André Téchiné : « Le souvenir du fait-divers le plus médiatisé et le plus politisé de ces dix dernières années. Mais c’est grâce à la pièce de Jean-Marie Besset, intitulée R.E.R, que je me suis vraiment remémoré toute cette affaire. J’ai été secoué par la violence du geste de cette jeune femme et par tout ce qu’il a pu susciter. Cette histoire devenait un miroir de toutes les peurs françaises, des angoisses profondément ancrées dans notre société, un révélateur de ce qu’on appelle l’inconscient collectif. Comment le mensonge d’un individu se transforme en vérité par rapport à la collectivité et à ses hantises ? C’est un sujet passionnant. »
Frédéric Bonnaud : « Le film est divisé en deux parties. D’abord les circonstances et puis les conséquences du mensonge. »

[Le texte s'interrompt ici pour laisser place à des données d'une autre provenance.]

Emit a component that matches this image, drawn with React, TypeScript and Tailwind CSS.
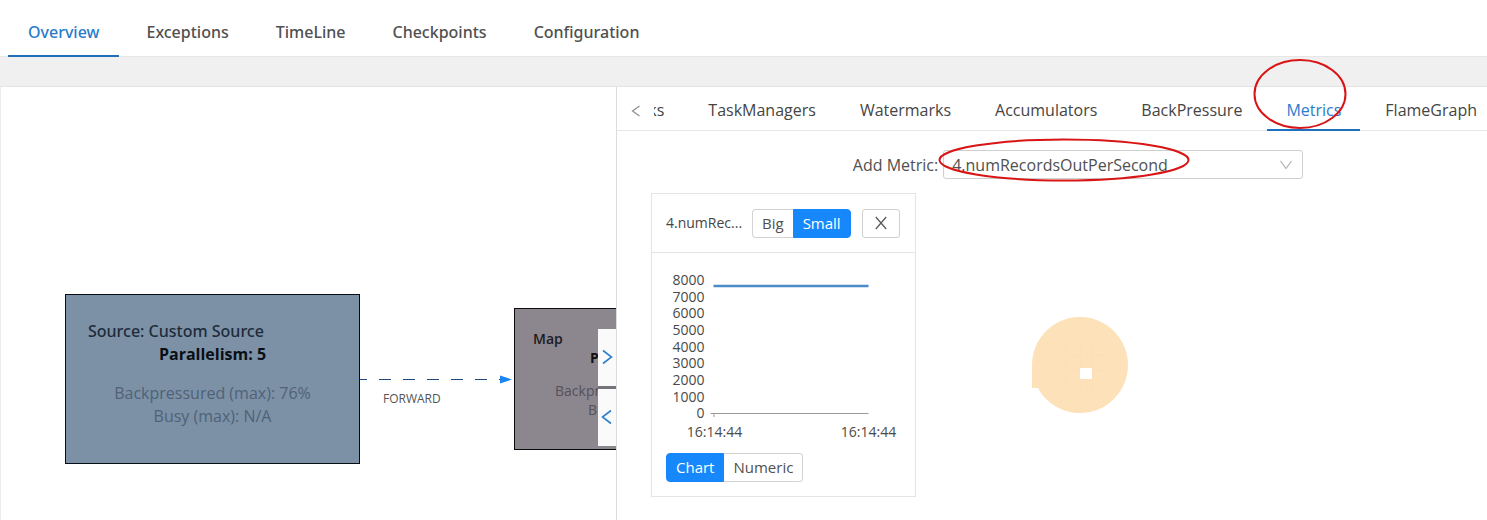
import { useState } from "react";

const mainTabs = ["Overview", "Exceptions", "TimeLine", "Checkpoints", "Configuration"];
const detailTabs = ["SubTasks", "TaskManagers", "Watermarks", "Accumulators", "BackPressure", "Metrics", "FlameGraph"];
const yTicks = [8000, 7000, 6000, 5000, 4000, 3000, 2000, 1000, 0];

function Segmented({ name, options, initial }: { name: string; options: string[]; initial: string }) {
  const [value, setValue] = useState(initial);
  return (
    <div role="radiogroup" aria-label={name} className="flex h-[29px] shrink-0">
      {options.map((o) => (
        <label
          key={o}
          className={
            "relative flex cursor-pointer items-center border px-[9px] text-[15px] first:rounded-l last:rounded-r " +
            (o === value ? "border-[#1788fb] bg-[#1788fb] text-white" : "border-[#d3d3d3] bg-white text-[#505050] first:border-r-0 last:border-l-0")
          }
        >
          <input
            type="radio"
            name={name}
            className="sr-only"
            checked={o === value}
            onChange={() => setValue(o)}
          />
          {o}
        </label>
      ))}
    </div>
  );
}

function MetricChart() {
  return (
    <svg viewBox="0 0 234 180" className="block h-[180px] w-full" role="img" aria-label="4.numRecordsOutPerSecond">
      <g fill="#4a4a4a" fontSize="14">
        {yTicks.map((t, i) => (
          <text key={t} x="38" y={23 + Math.round(i * 16.65)} textAnchor="end">
            {t}
          </text>
        ))}
        <text x="48" y="175" textAnchor="middle">16:14:44</text>
        <text x="202" y="175" textAnchor="middle">16:14:44</text>
      </g>
      <path d="M44 151.5H202M47.5 151v4" stroke="#9a9a9a" fill="none" />
      <path d="M47 24H202" stroke="#4b8bc8" strokeWidth="2.5" />
    </svg>
  );
}

function JobGraph() {
  return (
    <section aria-label="Job graph" className="relative overflow-hidden border-l border-[#ececec] bg-white">
      <div className="absolute top-[207px] left-16 flex h-[170px] w-[295px] flex-col border border-[#060d15] bg-[#7c91a6] pt-[25px] text-center text-base leading-[23px]">
        <p className="pl-[22px] text-left font-['Noto_Sans','Open_Sans',sans-serif] font-medium text-[#1d2b3a]">Source: Custom Source</p>
        <p className="font-bold text-[#0a0f16]">Parallelism: 5</p>
        <p className="mt-4 text-[#4f6277]">Backpressured (max): 76%</p>
        <p className="text-[#4f6277]">Busy (max): N/A</p>
      </div>
      <svg className="absolute top-[285px] left-[359px] h-4 w-[154px]" viewBox="0 0 154 16" aria-hidden="true">
        <path d="M0 7.5H142" stroke="#1f4a80" strokeWidth="1.2" strokeDasharray="12 12" strokeDashoffset="5" />
        <path d="M140 3.5L152 7.5L140 11.5Z" fill="#1c86ee" />
      </svg>
      <span className="absolute top-[304px] left-[382px] text-xs leading-4 text-[#555]">FORWARD</span>
      <div className="absolute top-[221px] left-[513px] h-[142px] w-[246px] border border-[#0c0b0d] bg-[#8c878f] pt-5 text-center text-sm leading-[19px]">
        <p className="pl-[18px] text-left font-semibold text-[#1c1a1f]">Map</p>
        <p className="font-bold text-[#111]">Parallelism: 5</p>
        <p className="mt-3.5 text-[#55515a]">Backpressured (max): 0%</p>
        <p className="text-[#55515a]">Busy (max): 0%</p>
      </div>
      <div className="absolute top-[242px] right-0 flex w-[18px] flex-col gap-[3px] bg-[#767279]">
        <button aria-label="Expand right" className="flex h-[57px] items-center justify-center bg-[#fafafa] pb-0.5">
          <svg viewBox="0 0 12 16" className="h-4 w-3" fill="none" stroke="#2f80cf" strokeWidth="1.6">
            <path d="M2 1.5L10.500 8L2 14.500" />
          </svg>
        </button>
        <button aria-label="Expand left" className="flex h-[57px] items-center justify-center bg-[#fafafa] pb-0.5">
          <svg viewBox="0 0 12 16" className="h-4 w-3" fill="none" stroke="#2f80cf" strokeWidth="1.6">
            <path d="M10 1.500L1.500 8L10 14.500" />
          </svg>
        </button>
      </div>
    </section>
  );
}

export default function App() {
  const [tab, setTab] = useState("Overview");
  const [detail, setDetail] = useState("Metrics");
  return (
    <div className="flex min-h-screen flex-col bg-[#f0f0f0] font-['Open_Sans','Noto_Sans',sans-serif] text-[#454545]">
      <nav className="flex h-[57px] gap-[7px] border-b border-[#e6e6e6] bg-white pl-2 font-['Noto_Sans','Open_Sans',sans-serif]">
        {mainTabs.map((t) => (
          <button
            key={t}
            onClick={() => setTab(t)}
            className={
              "-mb-px border-b-2 px-5 pt-2 text-base font-medium " +
              (t === tab ? "border-[#1f6fb8] text-[#2b7bcb]" : "border-transparent text-[#505050]")
            }
          >
            {t}
          </button>
        ))}
      </nav>

      <main className="mt-[29px] grid grow grid-cols-[616fr_871fr] border-t border-[#e4e4e4]">
        <JobGraph />
        <section aria-label="Vertex details" className="relative min-w-0 border-l border-[#dcdcdc] bg-white">
          <div className="flex h-11 border-b border-[#e6e6e6]">
            <button aria-label="Previous tabs" className="flex w-[37px] shrink-0 items-center justify-center pt-1">
              <svg viewBox="0 0 10 12" className="h-3 w-2.5" fill="none" stroke="#8c8c8c" strokeWidth="1.2">
                <path d="M8.500 1L1.500 6L8.500 11" />
              </svg>
            </button>
            <div className="-mb-px flex min-w-0 grow justify-end overflow-hidden">
              <div className="-mr-[9px] flex shrink-0 gap-1.5">
                {detailTabs.map((t) => (
                  <button
                    key={t}
                    onClick={() => setDetail(t)}
                    className={
                      "border-b-2 px-[19px] pt-1 text-base " +
                      (t === detail ? "border-[#1f6fc0] font-medium text-[#2b7bcb]" : "border-transparent")
                    }
                  >
                    {t}
                  </button>
                ))}
              </div>
            </div>
          </div>
          <svg className="pointer-events-none absolute -top-[29px] right-[140px] h-[72px] w-[94px]" viewBox="0 0 94 72" aria-hidden="true">
            <ellipse cx="47" cy="36" rx="45.500" ry="34" fill="none" stroke="#d81414" strokeWidth="2" />
          </svg>

          <div className="mt-[19px] flex items-center justify-center gap-[5px] pl-[52px]">
            <label htmlFor="metric" className="text-base text-[#505050]">Add Metric:</label>
            <div className="relative w-[360px]">
              <select
                id="metric"
                className="block h-[29px] w-full appearance-none rounded-[3px] border border-[#cfcfcf] bg-white pl-2 text-base text-[#505050]"
              >
                <option>4.numRecordsOutPerSecond</option>
              </select>
              <svg className="pointer-events-none absolute top-2.5 right-[11px] h-2.5 w-3" viewBox="0 0 12 10" fill="none" stroke="#b0b0b0" strokeWidth="1.2">
                <path d="M.5 1L6 8.500L11.500 1" />
              </svg>
              <svg className="pointer-events-none absolute -top-3 -left-[5px] h-11 w-[252px]" viewBox="0 0 252 44" aria-hidden="true">
                <ellipse cx="126" cy="22" rx="124.500" ry="20.500" fill="none" stroke="#d81414" strokeWidth="2" />
              </svg>
            </div>
          </div>

          <div className="mt-3.5 flex">
            <article className="ml-[34px] w-[265px] border border-[#e4e4e4]">
              <header className="flex h-[59px] items-center border-b border-[#e4e4e4] pl-3.5">
                <h2 title="4.numRecordsOutPerSecond" className="w-[86px] shrink-0 text-sm whitespace-nowrap">4.numRec...</h2>
                <Segmented name="Size" options={["Big", "Small"]} initial="Small" />
                <button aria-label="Remove metric" className="ml-[11px] flex h-[29px] w-[38px] items-center justify-center rounded-[3px] border border-[#d0d0d0]">
                  <svg viewBox="0 0 12 14" className="h-3.5 w-3" fill="none" stroke="#555" strokeWidth="1.2">
                    <path d="M.8 1L11.200 13M11.200 1L.8 13" />
                  </svg>
                </button>
              </header>
              <div className="px-3.5 pt-[9px] pb-3.5">
                <MetricChart />
                <div className="mt-[11px] flex">
                  <Segmented name="View" options={["Chart", "Numeric"]} initial="Chart" />
                </div>
              </div>
            </article>
            <div className="mt-[122px] ml-[115px]">
              <svg viewBox="0 0 98 98" className="h-[98px] w-[98px]" aria-hidden="true">
                <path d="M1 73V49A48 48 0 1 1 8 75L7 73Z" fill="#fde1b8" />
                <path d="M27 40h48M27 55h48M35 28v48M49 28v48M61 28v48" stroke="#fadfb6" strokeWidth="1" />
                <rect x="49" y="53" width="12" height="11" fill="#fff" />
              </svg>
            </div>
          </div>
        </section>
      </main>
    </div>
  );
}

André Téchiné : « Oui, une des premières idées a été de couper le film en deux. D’abord raconter la généalogie d’un mensonge puis les conséquences démesurées que cette fabulation va entraîner, jusqu’à la décision de justice. J’ai gardé de la pièce de Jean-Marie Besset le travail de documentation, tout ce qui appartenait au domaine public. En revanche, la partie plus intime, le travail sur les personnages et leurs relations a été complètement changé. Et je me suis aussi servi des commentaires sur le fait-divers. J’ai repris de façon rigoureusement exacte les propos prélevés dans la réalité de l’époque. J’ai simplement mis l’accent sur le fait que la communication fonctionnait sur un dossier judiciaire vide. »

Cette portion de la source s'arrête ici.